In today’s world, more and more alien notions penetrate our spiritual values. In society, the denial of the concept of sin as evil and spiritually destructing and the deviation from the Christian rules and traditions of the Church has become the norm of life. Godless values are being forcibly imposed in the minds and souls of people. Today, mass culture, or rather anti-culture, is permeated with selfish motives, calls to live for oneself and taking everything from life.
These principles of the sinful way of life is far from Christian morality. Magic, occultism, freedom of sexual promiscuity, cruelty, selfishness, aggression, triumph of passions – all this is infinitely far from the spiritual values preached in Orthodoxy. Today, almost nothing is said about teaching the importance of chastity, respect for elders, the veneration of historical traditions and the formation of a strong family.
I would like to appeal to our priests.
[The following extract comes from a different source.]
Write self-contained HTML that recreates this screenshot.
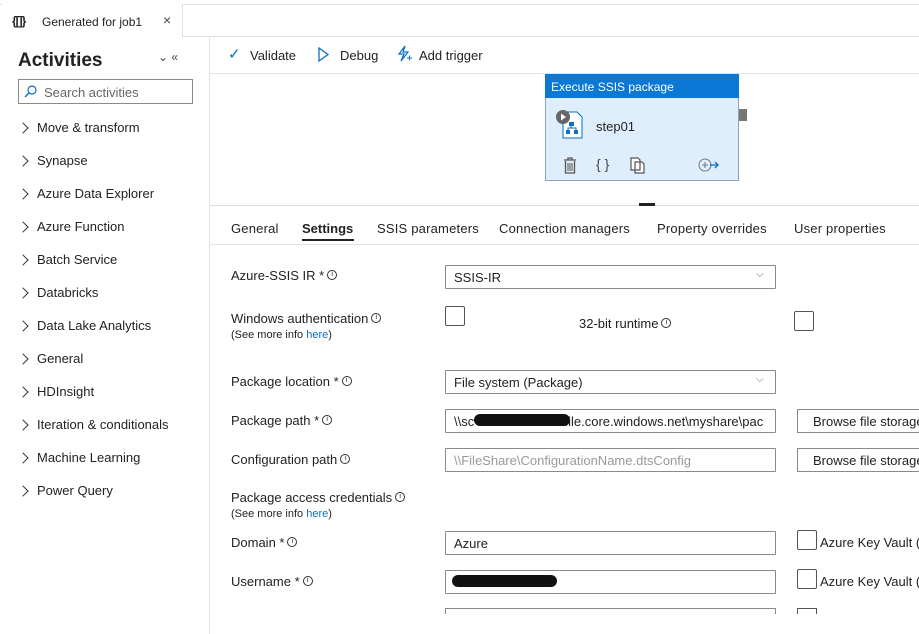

The future of our Church depends on youth, thus, it is necessary to establish an approach and manner for talking with young people and creating an atmosphere of trust and Christian love. It is necessary to be receptive and supportive of their good initiatives and not to restrain their abilities and talents.
There are many young people who put effort into our Church. People with strong wills who have made their choice, having left the world of their peers, complete sin and vices. Old Believer youth are special people who deserve careful, attentive attitude on the part of elders. In the community, it is necessary to create opportunities for the discovery and development of their spiritual talents and abilities. When communicating with young people, avoid using authoritarian pressure, dictating and scrupulous teaching. We must learn to speak in an understandable and accessible language, while avoiding over-familiarity, inappropriate relations and switching to youth jargon.
Young people are drawn to interacting with their peers, therefore, we need to help organise youth interest associations within communities, involve them in parish life and organise joint vacations and pilgrim excursions. Participation in cross processions with pastors and elder parishioners also greatly unites and spiritually enriches the youth. Bringing youth together and supporting harmonious, spiritual and physical development can also be possible through sport.
When counselling youth on life problems, it is important to find that approach to young souls that will not push them away with harsh pressure or that does not demand for absolute obedience, but to try to help with kind advice, based on love for one’s neighbour, without infringing the God-given freedom of choice between good and evil.
Of course, our youth are all different and youth should not be idealized or judged superficially and one-sidedly. However, I would like to note that youth has the ability to search for a spiritual ideal, without cynical calculation. This is evident from the bright faces
of many young people. They are acutely aware of all insincerity and falsehood. They have optimism and the desire to change the world for the better – and this is heartening.
I would like to conclude by wishing our youth spiritual salvation, to preserve cleanliness and openness, to live a happy Orthodox life, to learn to recognize and fight against sin and vices, to know and maintain a firm faith and to have Christian love to the end of their lives.